Washington Post journalist Jason Rezaian spoke to prominent Iranian human-rights activist Narges Mohammadi as she faces yet another outrageous prison sentence in Iran. Rezaian is no stranger to the unjust practices of the Iranian judicial system, which imprisoned the journalist on spurious charges for 544 days in 2014-16. In her interview calls with Rezaian, Mohammadi discussed Iranian civil society, the need to prioritize human rights, and how sanctions have harmed Iran’s democracy movement.
It should come as no surprise that a well-known activist like Mohammadi would call on Western countries to respect Iranian civil society and prioritize human rights as part of the ongoing negotiations with Iran. Mohammadi was critical of Enrique Mora, who heads the E.U. delegation, for not meeting with human rights activists in Iran as his predecessor did leading up to the 2015 JCPOA agreement, “Right now, we need serious support from the West, from human rights organizations and the international community.” Mohammadi also emphasized the need for Western nations to support the democratic movement inside Iran, led by Iranians themselves.
Additionally, Mohammadi is critical of the U.S. policies on Iran that have helped to bolster the most repressive elements of the state. In the case of sanctions, Mohammadi suggested that such broad-based measures actually undermine Iran’s democracy movement, stating: “Economic sanctions, because they weren’t targeted or based on adequate knowledge of the state, weakened Iranians economically more than they weakened the Iranian regime…In fact, they strengthened the Iranian regime, and hard-line individuals and groups in the country, including the Islamic Revolutionary Guard Corps. This did not benefit democracy in Iran.”

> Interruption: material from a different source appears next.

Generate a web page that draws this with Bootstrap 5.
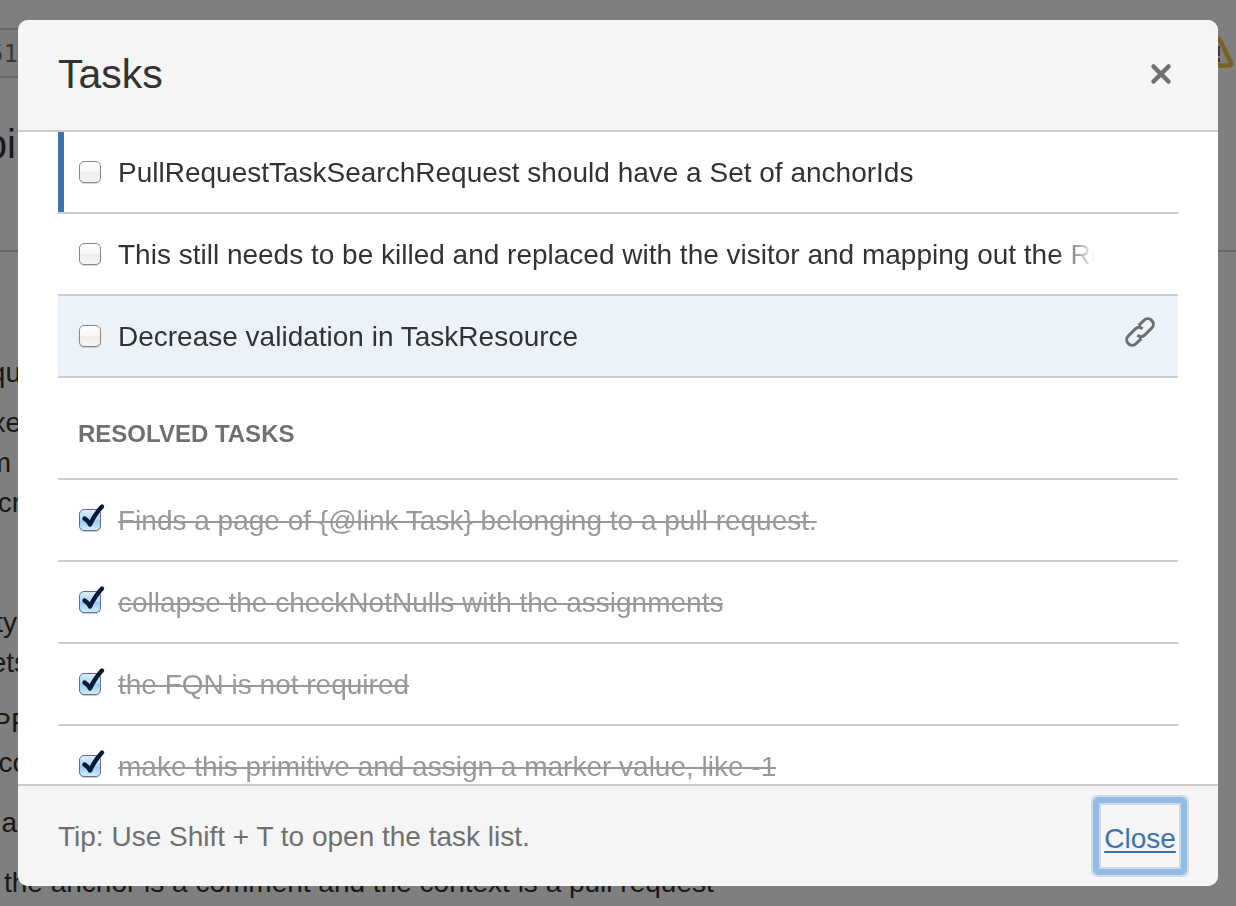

Mohammadi has spent much of her life over the last two decades struggling against the injustice of a system that mistreats its citizens and targets those who voice their discontent. She has been in and out of prison for her work as a human rights activist, in which she advocates the abolition of the death penalty, calls for women’s rights, and supports the victims of state violence. Even from prison, Mohammadi refused to be silenced, and instead protested and documented the abuses within prisons, such as solitary confinement.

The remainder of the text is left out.